Thanks so much for your feedback! Just removed it from the list.

Feb 22 '24 01:02 PHILO-HE

@PHILO-HE I see support for year, month, day, last_day in Velox too. I can also give from_utc_timestamp a go.

Will do minute as well.

Feb 22 '24 07:02 acvictor

I'd like to work on locate and arrayintersect.

Feb 26 '24 08:02 rui-mo

I would like to work on bool_and, bool_or

Feb 27 '24 06:02 mskapilks

[x] collect_list (velox supported, needs Gluten to enable array for project plan node)

[x] collect_set

@PHILO-HE Should we uncheck these two? I ran a test and the two functions are both fallen back (in 3.3).
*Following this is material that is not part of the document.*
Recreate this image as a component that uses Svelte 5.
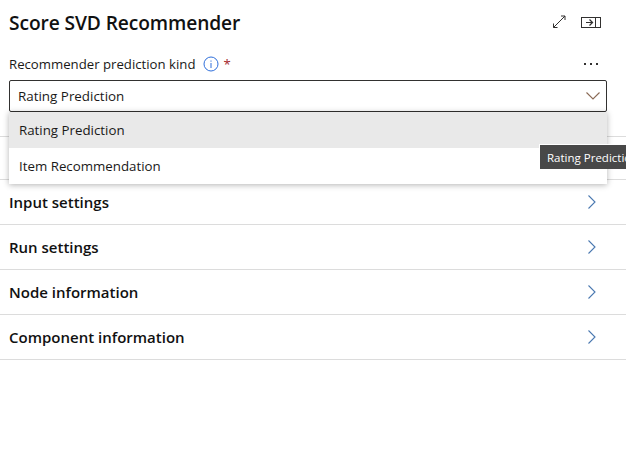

Feb 29 '24 05:02 zhztheplayer

I would like to give printf a try.

Mar 06 '24 14:03 Surbhi-Vijay

I would like to work on bool_and, bool_or

These are already supported it seems. All bool_and, bool_or, every, some get converted to min, max of bool column

Mar 22 '24 04:03 mskapilks

@PHILO-HE I would like to take map_filter. BTW, map_entries is completed by PR.

Mar 22 '24 05:03 yma11

@PHILO-HE , I'd like to pick up base64 and unbase64, please.

(FYI, looks like there was a PR above for unbase64, but it seems to have been closed without committing ~45-55 days ago, so hopefully I am not conflicting with any work).
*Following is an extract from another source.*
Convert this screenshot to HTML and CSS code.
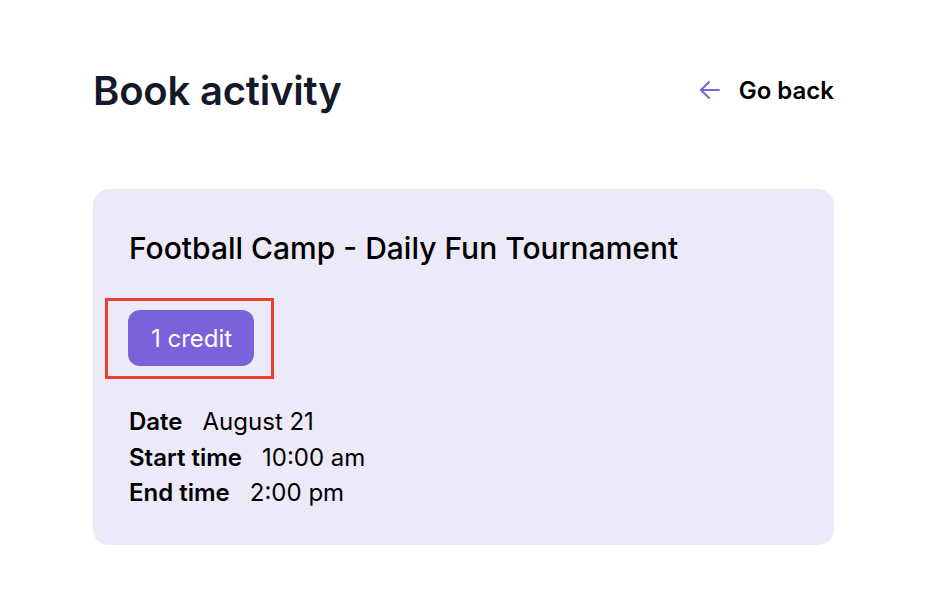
FILE: index.html
```html
<!DOCTYPE html>
<html lang="en">
<head>
<meta charset="utf-8">
<link rel="stylesheet" href="styles.css">
</head>
<body>
<main class="page">
  <header class="header">
    <h1 class="title">Book activity</h1>
    <a class="back" href="#">
      <svg class="back-icon" width="22" height="22" viewBox="0 0 22 22" fill="none" stroke="currentColor" stroke-width="2" stroke-linecap="round" stroke-linejoin="round"><path d="M20 11H2"/><path d="M10 3l-8 8 8 8"/></svg>
      <span>Go back</span>
    </a>
  </header>
  <section class="card">
    <h2 class="card-title">Football Camp - Daily Fun Tournament</h2>
    <div class="badge-wrap">
      <span class="badge">1 credit</span>
    </div>
    <dl class="details">
      <div class="row"><dt>Date</dt><dd>August 21</dd></div>
      <div class="row"><dt>Start time</dt><dd>10:00 am</dd></div>
      <div class="row"><dt>End time</dt><dd>2:00 pm</dd></div>
    </dl>
  </section>
</main>
</body>
</html>
```
FILE: styles.css
```css
* { box-sizing: border-box; }
html, body { margin: 0; padding: 0; background: #ffffff; }
body { font-family: Inter, "Noto Sans", sans-serif; color: #000; }
.page { width: 741px; margin-left: 93px; padding-top: 64px; }
.header { display: flex; justify-content: space-between; align-items: center; height: 52px; }
.title { margin: 0; font-size: 40px; font-weight: 600; color: #141a2a; letter-spacing: -0.2px; }
.back { display: flex; align-items: center; gap: 18px; text-decoration: none; color: #000; font-size: 24px; font-weight: 600; }
.back-icon { color: #7b63d9; }
.card { margin-top: 73px; background: #ece9f8; border-radius: 16px; padding: 39px 36px 40px; height: 356px; }
.card-title { margin: 0; font-size: 30px; font-weight: 500; line-height: 40px; }
.badge-wrap { margin-top: 30px; margin-left: -24px; display: inline-block; border: 3px solid #e8412c; padding: 9px 17px 10px 20px; }
.badge { display: inline-flex; align-items: center; height: 56px; padding: 0 22px 0 23px; background: #7a63da; color: #fff; border-radius: 12px; font-size: 24px; font-weight: 400; }
.details { margin: 25px 0 0; font-size: 24px; line-height: 35.5px; }
.row { display: flex; gap: 20px; }
dt { font-weight: 600; }
dd { margin: 0; }
```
Mar 26 '24 15:03 supermem613

@PHILO-HE , I'd like to pick up base64 and unbase64, please.

(FYI, looks like there was a PR above for unbase64, but it seems to have been closed without committing ~45-55 days ago, so hopefully I am not conflicting with any work).

Hi @supermem613, sorry for the late reply. I note Gluten PR https://github.com/apache/incubator-gluten/pull/5242 is trying to re-use Velox's existing from_base64 function (proposed for prestosql) for unbase64. Not sure whether we can map base64 to some other function. If there is no semantic difference, we can just re-use the existing Velox functions.

Apr 03 '24 09:04 PHILO-HE

Just removed the below supported functions from the above list. Thanks for the contribution! last_day, unhex, lead, lag, minute, second, may_keys

Apr 03 '24 09:04 PHILO-HE

Hi @PHILO-HE I'd like to take filter (array filter), thanks.

Apr 08 '24 07:04 ivoson

I'd like take percentile agg function.

Apr 11 '24 08:04 Yohahaha